Ed è questa la maniera, l’arte apostolica, che abbiamo vista applicata dal vostro esperimento per avvicinare gli uomini del nostro tempo a Cristo e alla Chiesa; metodo che ha chiamato tanta gente buona e silenziosa ad essere migliore e desiderosa di dar lode al Signore; gente profana, ignara di teologia, che ha ceduto all’invito ed ha sentito salire dal proprio spirito, evocata appunto da codesto metodo, una capacità, una voglia talora, di portare un proprio contributo; gente lontana, che stimolata ha narrato episodi meravigliosi del regno di Dio nascosto nei labirinti delle anime.

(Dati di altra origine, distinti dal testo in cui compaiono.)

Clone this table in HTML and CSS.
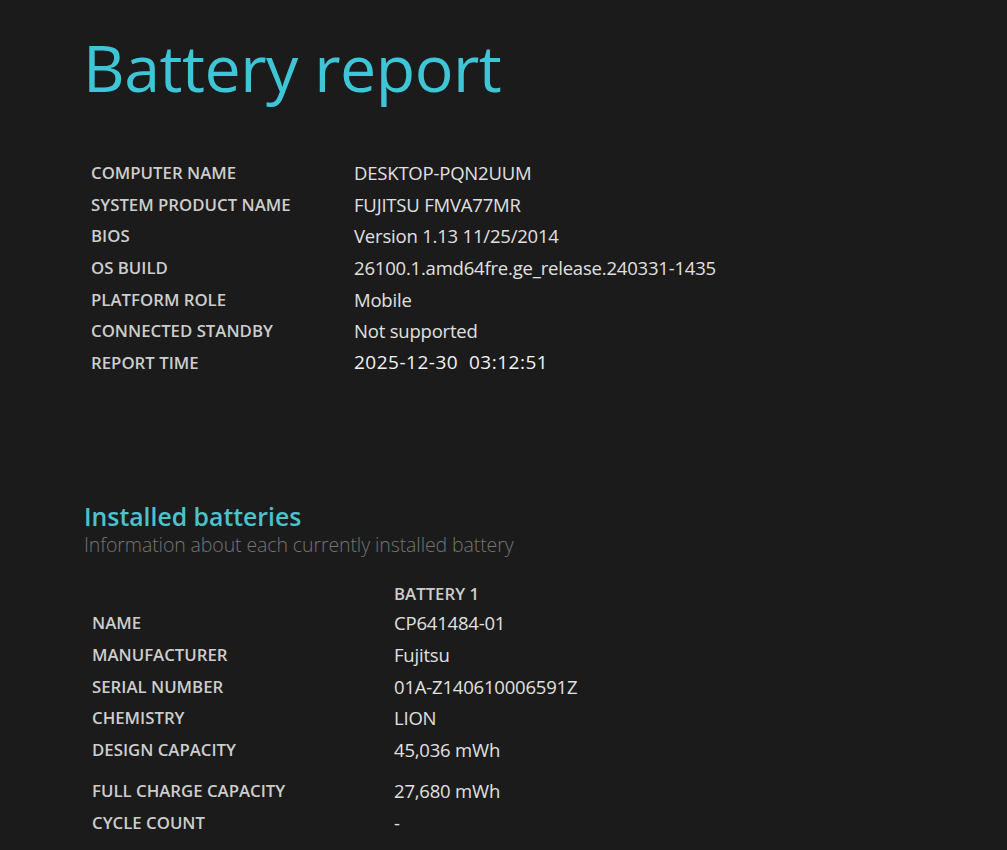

Voi conoscete codeste conquiste, e non occorre che Noi ora le commentiamo; riconosciamo solamente in esse un risultato caratteristico dell’apostolato moderno, un sintomo consolante della perenne fecondità della dottrina cattolica, un segno promettente di futuro avvicinamento e di rigeneratrice penetrazione nella folla immensa e varia della società moderna.
E dopo questo contatto con Cristo, scoperto presente, quale altro momento succede, derivato dall’opera vostra? Dopo l’evocazione, e dopo la scoperta della centralità di Cristo, vediamo il secondo momento: la testimonianza. Il primo momento era di convergenza, il secondo è di diffusione. La testimonianza: dovere nascente dalla conoscenza della verità; impulso nativo dello Spirito del Signore; bisogno urgente della missione della Chiesa agli uomini; necessità implorante di questi stessi uomini fratelli, la testimonianza diventa l’impegno a cui oggi tutti siamo chiamati, diventa l’invito, la esortazione che Noi oggi rivolgiamo a voi, non solo a conclusione di queste Nostre frettolose parole, ma a coronamento altresì della commemorazione, che qui vi ha condotti, figli e amici e pellegrini.
Il Papa vi ringrazia della vostra venuta; vi è obbligato dell’attività svolta e promessa; vi dice il suo commosso apprezzamento per aver voluto recare a Lui la conferma dei vostri sentimenti e dei vostri propositi; ma finalmente vi esorta ad essere tutti e sempre «testes Christi», testimoni di Cristo, con la bontà della vita, con l’esempio, con la collaborazione all’attività apostolica della Chiesa, con l’amore appassionato per il nostro prossimo, con la gioia e l’onore d’essere, come San Paolo definisce gli apostoli, «gloria Christi», la gloria del Signore Gesù (2 Cor. 8, 23).
E con questo voto, con questa speranza, sia a voi tutti la Nostra Benedizione Apostolica.